▸ **What is being asked**:
Out of the lines below, please list those that hold the string "React".

--- Start ---

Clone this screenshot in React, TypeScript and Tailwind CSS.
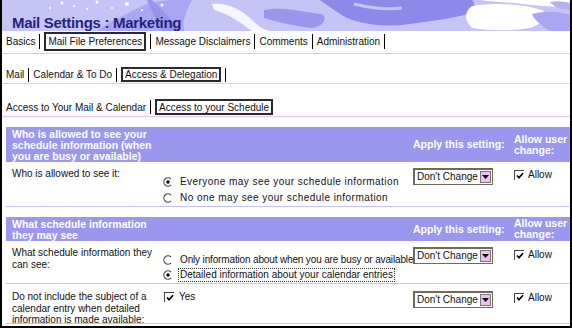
import React from 'react';

const font = "font-['Liberation_Sans',Arial,sans-serif]";

function Banner() {
  return (
    <div className="relative h-[31px] overflow-hidden bg-[#c6c4f5]">
      <svg className="absolute inset-0" width="572" height="31" viewBox="0 0 572 31">
        <path d="M95 31 C110 20 125 14 140 6 C150 2 160 0 175 0 L190 0 C185 10 180 20 182 31 Z" fill="#aaa6f1" />
        <path d="M150 0 C158 8 165 14 170 22 L178 31 L160 31 C156 22 150 12 145 0 Z" fill="#9894ec" />
        <path d="M210 4 C225 2 240 10 250 20 C256 26 262 30 268 31 L250 31 C240 24 228 14 212 10 Z" fill="#ffffff" opacity="0.85" />
        <path d="M262 10 C280 6 300 12 320 14 C326 18 322 26 310 28 C292 26 276 22 262 18 Z" fill="#9a96ed" />
        <path d="M318 0 L470 0 C476 6 470 14 458 16 C440 20 420 22 400 25 C380 27 360 24 345 18 C335 12 326 6 318 0 Z" fill="#8d89e8" />
        <path d="M352 4 C368 8 384 10 400 8" stroke="#c6c4f5" strokeWidth="3" fill="none" />
        <path d="M470 6 C490 2 520 4 540 10 C548 16 540 24 528 28 C510 31 490 31 470 28 C462 20 462 12 470 6 Z" fill="#ffffff" />
        <path d="M478 0 L572 0 L572 6 C556 8 540 6 520 4 C505 2 490 2 478 0 Z" fill="#ffffff" />
        <path d="M530 14 C545 10 560 12 572 16 L572 31 L548 31 C540 26 532 20 530 14 Z" fill="#aaa6f1" />
        <path d="M548 2 C556 0 566 2 572 4 L572 10 C562 10 552 8 548 2 Z" fill="#b4b0f3" />
        <circle cx="60" cy="3" r="1.5" fill="#fff" />
        <circle cx="72" cy="6" r="1" fill="#fff" />
        <circle cx="95" cy="2" r="1.5" fill="#fff" />
        <circle cx="110" cy="8" r="1" fill="#fff" />
        <circle cx="125" cy="4" r="2" fill="#fff" />
        <circle cx="140" cy="10" r="1" fill="#fff" />
        <circle cx="160" cy="5" r="1.5" fill="#fff" />
        <circle cx="48" cy="8" r="1" fill="#fff" />
        <circle cx="85" cy="9" r="1" fill="#fff" />
      </svg>
      <div className={`relative pl-[10px] pt-[14px] text-[15px] font-bold leading-[17px] tracking-[-0.3px] text-[#24247e] ${font}`}>
        Mail Settings : Marketing
      </div>
    </div>
  );
}

function Sep({ h }: { h: string }) {
  return <span className={`w-px bg-black ${h}`} />;
}

interface TabRowProps {
  tabs: string[];
  active: number;
  boxH: string;
  sepH: string;
  trailing: boolean;
}

function TabRow({ tabs, active, boxH, sepH, trailing }: TabRowProps) {
  return (
    <div className="flex items-center gap-[4px] pl-[4px]">
      {tabs.map((t, i) => (
        <React.Fragment key={t}>
          {i > 0 && <Sep h={sepH} />}
          {i === active ? (
            <span className={`flex items-center border-2 border-[#2a2a2a] px-[2px] ${boxH}`}>{t}</span>
          ) : (
            <span>{t}</span>
          )}
        </React.Fragment>
      ))}
      {trailing && <Sep h={sepH} />}
    </div>
  );
}

function Radio({ checked }: { checked?: boolean }) {
  return (
    <svg width="10" height="10" viewBox="0 0 10 10" className="shrink-0">
      <circle cx="5" cy="5" r="4.3" fill="#fff" />
      <path d="M8 2 A4.2 4.2 0 1 0 8 8" stroke="#555" strokeWidth="1.2" fill="none" />
      {checked && <circle cx="5" cy="5" r="1.7" fill="#000" />}
    </svg>
  );
}

function Check() {
  return (
    <span className="flex h-[10px] w-[10px] shrink-0 items-center justify-center border-l-[1.5px] border-t-[1.5px] border-[#444] bg-white">
      <svg width="8" height="8" viewBox="0 0 8 8">
        <path d="M1 3.5 L3 5.7 L7 1.2" stroke="#000" strokeWidth="1.7" fill="none" />
      </svg>
    </span>
  );
}

function Select() {
  return (
    <div className="flex h-[17px] w-[80px] items-center justify-between whitespace-nowrap border border-l-2 border-t-2 border-[#6f6a55] bg-white pl-[2px] pr-[1px] text-[10px]">
      <span>Don't Change</span>
      <span className="flex h-[12px] w-[11px] items-center justify-center border border-[#777] bg-[#f2bdf2]">
        <svg width="7" height="4" viewBox="0 0 7 4">
          <path d="M0 0 L7 0 L3.5 4 Z" fill="#000" />
        </svg>
      </span>
    </div>
  );
}

function Allow() {
  return (
    <div className="flex items-center gap-[4px] pl-[1px]">
      <Check />
      <span>Allow</span>
    </div>
  );
}

function SectionHeader({ lines, h }: { lines: string[]; h: string }) {
  return (
    <div className={`grid grid-cols-[153px_254px_100px_1fr] bg-[#9b97ef] text-[10.5px] font-bold leading-[11px] text-white ${h}`}>
      <div className="pl-[6px] pt-[2px]">
        {lines.map((l) => (
          <div key={l}>{l}</div>
        ))}
      </div>
      <div />
      <div className="flex items-center">Apply this setting:</div>
      <div className="flex flex-col justify-center pl-[1px]">
        <div>Allow user</div>
        <div>change:</div>
      </div>
    </div>
  );
}

export default function App() {
  return (
    <div className={`h-[328px] w-[572px] overflow-hidden border-x-2 border-b-2 border-black bg-white text-[10px] text-[#111] ${font}`}>
      <Banner />
      <div className="border-b border-[#efc3ef] pb-[2px] pt-[1px]">
        <TabRow
          tabs={['Basics', 'Mail File Preferences', 'Message Disclaimers', 'Comments', 'Administration']}
          active={1}
          boxH="h-[19px]"
          sepH="h-[15px]"
          trailing
        />
      </div>
      <div className="border-b border-[#efc3ef] pb-[1px] pt-[13px]">
        <TabRow tabs={['Mail', 'Calendar & To Do', 'Access & Delegation']} active={2} boxH="h-[15px]" sepH="h-[14px]" trailing />
      </div>
      <div className="border-b border-[#efc3ef] pb-[1px] pt-[15px]">
        <TabRow tabs={['Access to Your Mail & Calendar', 'Access to your Schedule']} active={1} boxH="h-[16px]" sepH="h-[14px]" trailing={false} />
      </div>

      <div className="ml-[4px] mt-[10px]">
        <SectionHeader
          lines={['Who is allowed to see your', 'schedule information (when', 'you are busy or available)']}
          h="h-[35px]"
        />
        <div className="grid h-[45px] grid-cols-[153px_254px_100px_1fr] border-b border-[#c6c3f3] leading-[12px]">
          <div className="pl-[6px] pt-[6px]">Who is allowed to see it:</div>
          <div className="flex flex-col gap-[4px] whitespace-nowrap pl-[4px] pt-[14px] tracking-[0.45px]">
            <div className="flex items-center gap-[7px]">
              <Radio checked />
              <span>Everyone may see your schedule information</span>
            </div>
            <div className="flex items-center gap-[7px]">
              <Radio />
              <span>No one may see your schedule information</span>
            </div>
          </div>
          <div className="pt-[6px]">
            <Select />
          </div>
          <div className="pt-[7px]">
            <Allow />
          </div>
        </div>

        <div className="h-[10px]" />

        <SectionHeader lines={['What schedule information', 'they may see']} h="h-[24px]" />
        <div className="grid h-[43px] grid-cols-[153px_254px_100px_1fr] border-b border-[#c6c3f3] leading-[12px]">
          <div className="pl-[6px] pt-[6px]">
            What schedule information they
            <br />
            can see:
          </div>
          <div className="flex flex-col gap-[2px] whitespace-nowrap pl-[4px] pt-[13px]">
            <div className="flex items-center gap-[7px]">
              <Radio />
              <span className="tracking-[-0.15px]">Only information about when you are busy or available</span>
            </div>
            <div className="flex items-center gap-[5px]">
              <Radio checked />
              <span className="border border-dotted border-[#333] px-[1px]">Detailed information about your calendar entries</span>
            </div>
          </div>
          <div className="pt-[6px]">
            <Select />
          </div>
          <div className="pt-[8px]">
            <Allow />
          </div>
        </div>

        <div className="grid h-[40px] grid-cols-[153px_254px_100px_1fr] border-b border-[#c6c3f3] leading-[11.5px]">
          <div className="pl-[6px] pt-[7px]">
            Do not include the subject of a
            <br />
            calendar entry when detailed
            <br />
            information is made available:
          </div>
          <div className="flex items-start gap-[5px] pl-[5px] pt-[8px]">
            <Check />
            <span className="-mt-[1px]">Yes</span>
          </div>
          <div className="pt-[7px]">
            <Select />
          </div>
          <div className="pt-[8px]">
            <Allow />
          </div>
        </div>
      </div>
    </div>
  );
}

--- End ---

▸ **Result below**:
Clone this screenshot in React, TypeScript and Tailwind CSS.
import React from 'react';
        <React.Fragment key={t}>
        </React.Fragment>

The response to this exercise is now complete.